Le 54ème
salon International de l’Agriculture, qui vient de s’achever porte de
Versailles, a vu le passage de la plupart des candidats à la prochaine
élection présidentielle des 23 avril et 7 mai prochains.
Mais
si le salon a tenu lieu d’arène politique aux différents postulants, la
crise agricole et les nombreux suicides de paysans qu’elle entraîne n’ont pas
pour autant été au cœur des débats…
Les candidats à l'élection présidentielle ont déployé avec plus ou moins de bonheur leur traditionnelle opération de séduction lors du salon de l'agriculture. Certains ont même rivalisé entre eux pour battre des records de présence en visitant tous les stands et en dégustant toutes les spécialités régionales devant l'ensemble des micros et caméras. François Hollande y a passé neuf heures, battant ainsi son record de présence du quinquennat.
Pour
Jean-Luc Poulain, président du salon, « on n’attendait rien des sortants mais
on espérait un débat de fond avec les candidats, et on a été déçus. » En
effet, comment ne pas être déçu quand on sait que depuis la mise en place de la
politique agricole commune (PAC) à la fin des années 50, les responsables
politiques de tous bords ont développé le produire plus, la modernisation, les
économies d'échelles.

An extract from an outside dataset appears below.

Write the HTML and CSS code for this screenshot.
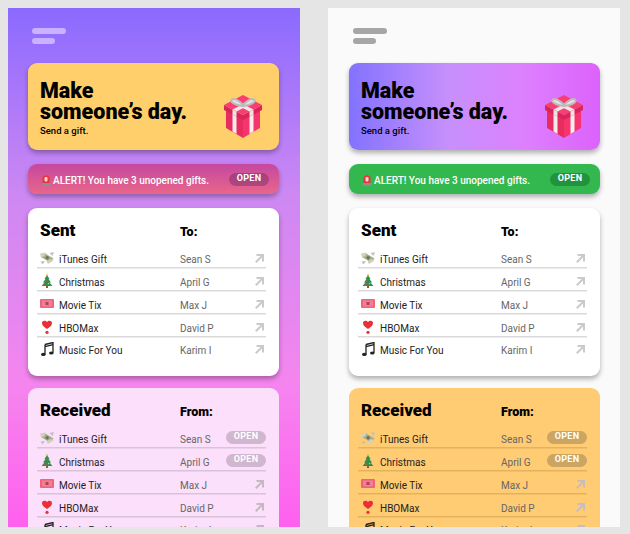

A chaque crise, la réponse a été identique : il faut
grossir, augmenter la taille de son élevage, ce qui entraîne automatiquement
une surcharge de travail, la mécanisation pour compenser, l'emprunt pour
financer. Cette politique a été accompagnée pendant toutes ces années avec
bienveillance par la FNSEA, principal syndicat agricole.
Fédération
de fédérations, la FNSEA représente l’agriculture française au niveau,
national, européen et mondial. Elle est membre du Conseil de l'agriculture
française (CAF) en France, du Comité des organisations professionnelles
agricoles (COPA) dans l'Union européenne et l’Organisation mondiale des
agriculteurs (en lien direct avec l'Organisation mondiale du commerce) au
niveau mondial.
D'après
la confédération paysanne, organisation syndicale représentative, la FNSEA soutient
le système agricole conventionnel, promeut l’industrialisation des
exploitations, l’exploitation animale, l’utilisation de pesticides dans un but
de rentabilité, de productivité et de compétitivité. Elle défend activement les
droits et causes des agriculteurs intensifs lorsque leurs intérêts sont menacés
et s'oppose régulièrement aux normes et contraintes environnementales par
l'organisation d'importantes manifestations et lobbying.
Enfin,
certains dénoncent une situation de conflit d'intérêt du fait des multiples
casquettes qui ont été portées par Xavier Beulin, président de la FNSEA,
décédé le 19 février 2017.
Le suicide des agriculteurs
Par la
multiplication de contraintes administratives et environnementales, le système
du « toujours moins cher », la politique des travailleurs détachés dans les
abattoirs allemands payés 3 € de l’heure et le développement des fermes usines,
le monde politique et la commission de Bruxelles ont acculé les agriculteurs
français à mettre fin à leurs jours.
Trop de pression de toute part, trop de dettes, les paysans ne savent plus comment survivre dans un système qui pousse à leur disparition au profit de l’agro-industrie. La crise actuelle des éleveurs notamment est le symptôme de la faillite d’un mode de développement agricole. Un système qui est allé au bout de sa logique et inévitablement, les paysans disparaissent massivement à chaque crise, victimes des politiques publiques.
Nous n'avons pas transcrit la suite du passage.